The luminol chemiluminescence reaction is responsible for the glow of lightsticks. The reaction is used by criminalists to detect traces of blood at crime scenes. In this test, luminol powder (C8H7O3N3) is mixed with hydrogen peroxide (H2O2) and a hydroxide (e.g., KOH) in a spray bottle. The luminol solution is sprayed where blood might be found. The iron from the hemoglobin in the blood serves as a catalyst for the chemiluminescence reaction that causes luminol to glow, so a blue glow is produced when the solution is sprayed where there is blood. Only a tiny amount of iron is required to catalyze the reaction. The blue glow lasts for about 30 seconds before it fades, which is enough time to take photographs of the areas so they can be investigated more thoroughly. Here's how you can detect blood yourself or demonstrate how to do it:
- luminol stock solution (2 g luminol + 15 g potassium hydroxide + 250 mL water)

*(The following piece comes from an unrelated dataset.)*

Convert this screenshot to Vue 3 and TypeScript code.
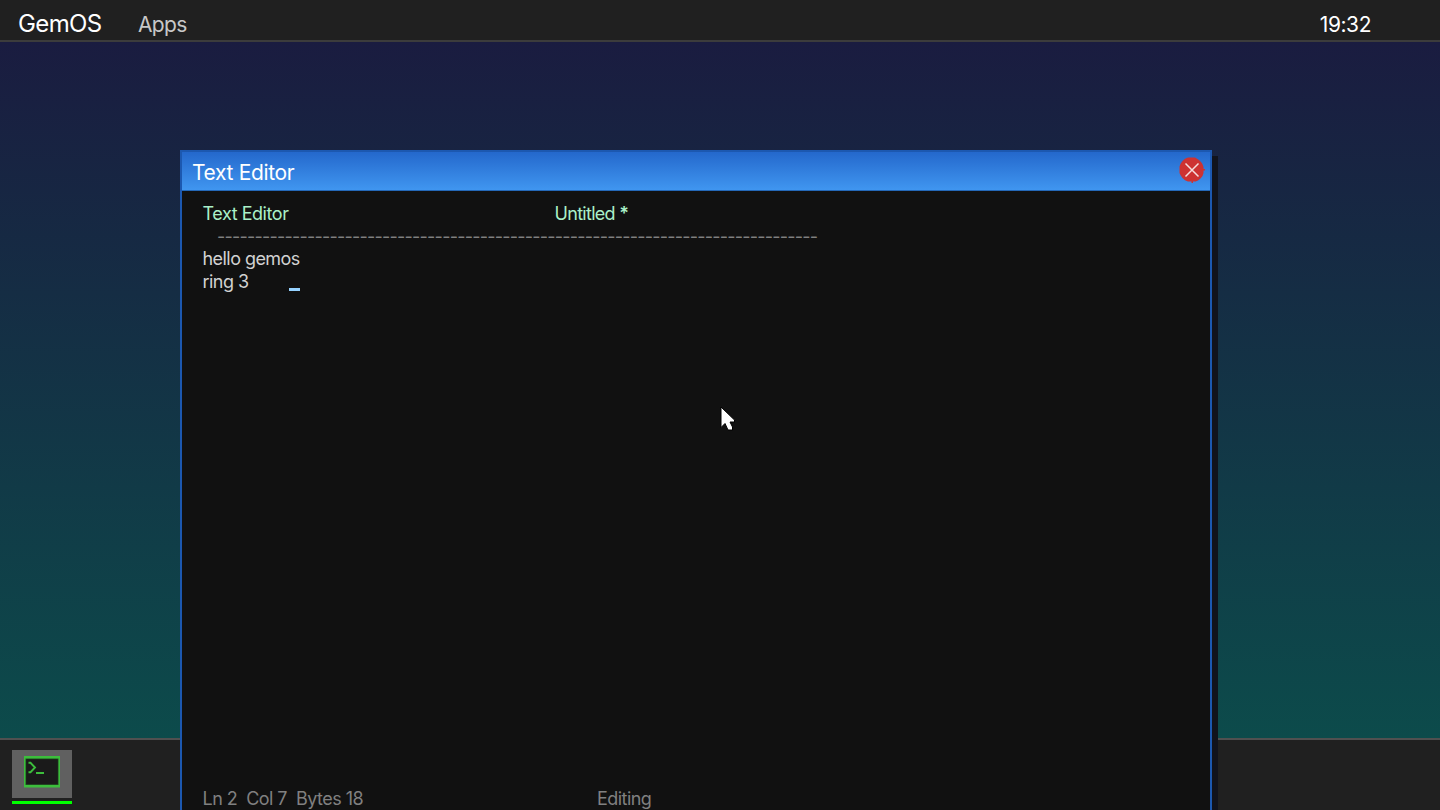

- 3% hydrogen peroxide in water (common over-the-counter concentration)
- potassium ferricyanide or a sterile blood lancet and sterile alcohol pad
- In a clear test tube or cup, mix 10 ml of the luminol solution and 10 ml of the peroxide solution.
- You can activate the glow either by adding ~0.1 g of potassium ferricyanide to the solution or with a drop of blood. The blood must be on the alcohol pad. The forensic test is for dried or latent blood, so the reaction between the alcohol and fresh blood is necessary.

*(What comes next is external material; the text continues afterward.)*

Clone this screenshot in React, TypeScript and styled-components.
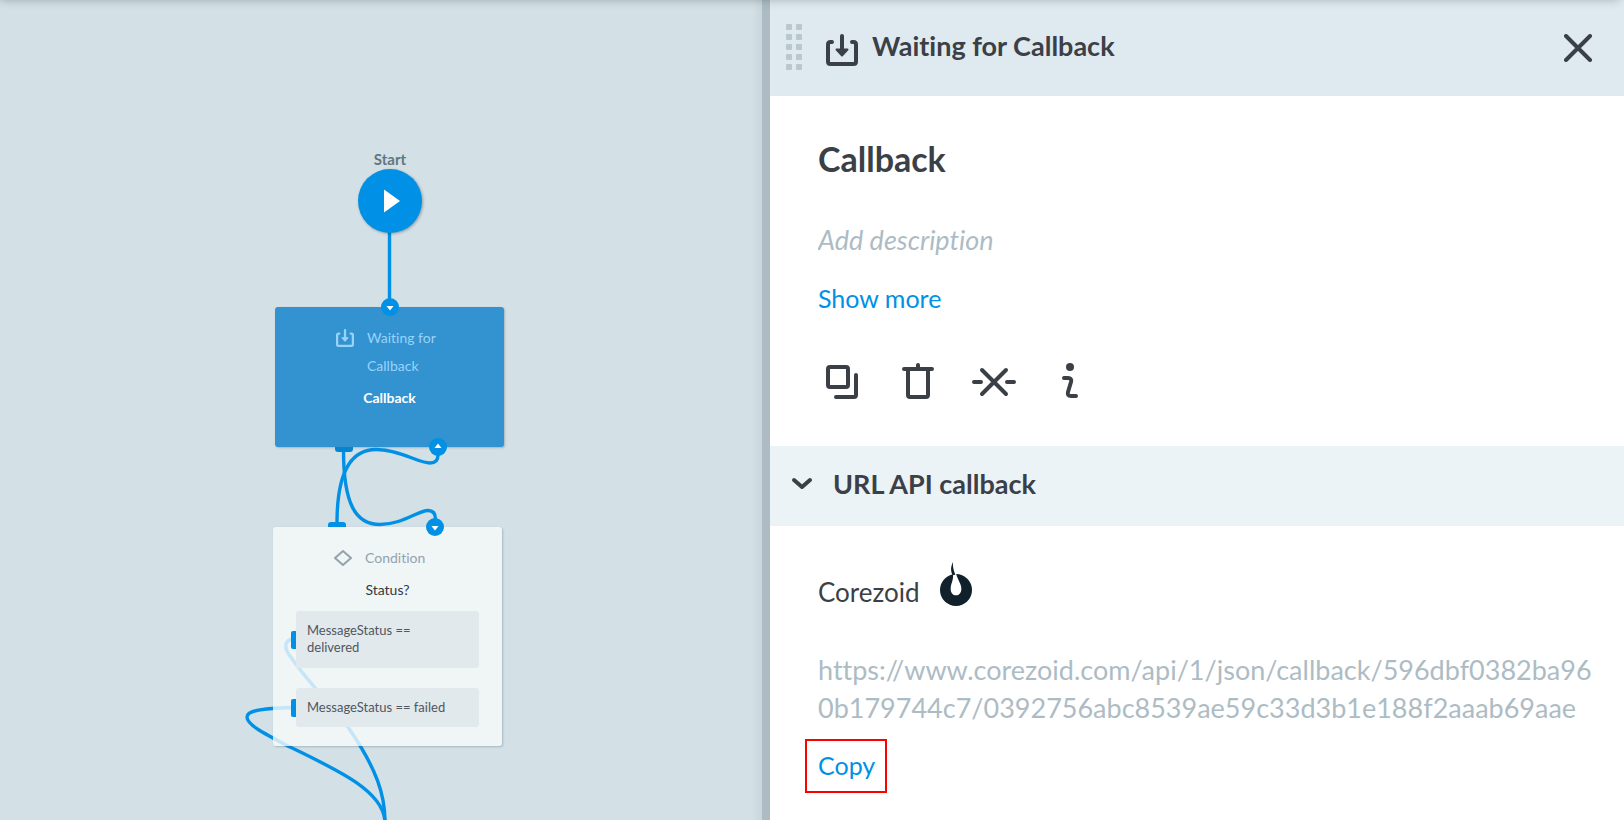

- In addition to iron and iron compounds, other substances can catalyze the luminol reaction. Copper and its compounds, horseradish, and bleach also cause the solution to glow. So, you could substitute any of these materials for the drop of blood or potassium ferricyanide in the demonstration. Similarly, the presence of these chemicals at a crime scene affects testing for blood. If a crime scene was washed in bleach, for example, the whole area would glow when sprayed with luminol, making it necessary to use a different test to find traces of blood.
- If you are doing the reaction as a chemiluminescence demonstration, you can kick the display up a notch by dissolving the potassium ferricyanide in the peroxide solution and using a fractionating column or glass spiral to react the solutions rather than a test tube. You could pour a small amount of fluorescein in the bottom of a flask, pour the potassium ferricyanide solution through the spiral into the flask, and (in a darkened room) finish by adding the luminol solution. The spiral will glow blue as it passes through the column, but the glow will change to bright green once the luminol touches the fluorescein in the flask.
- Don't drink the luminol solution. Don't get it on your skin or in your eyes. If you prepare a spray bottle of luminol solution to check for traces of blood, keep in mind the solution might be damaging to some surfaces. That's not a big factor at a crime scene, but it's something to keep in mind at home or in class. Don't spray upholstery or clothing or people.
- I am told you can use much less luminol (~50 mg) and still achieve enough luminescence for a demonstration or for crime work.
The iron in the hemoglobin found in blood catalyzes an oxidation reaction in which the luminol gains oxygen atoms while losing nitrogen and hydrogen. This produces a compound called 3-aminophthalate. The electrons in the 3-aminophthalate are in an excited state. Blue light is emitted as energy is released when the electrons return to the ground state.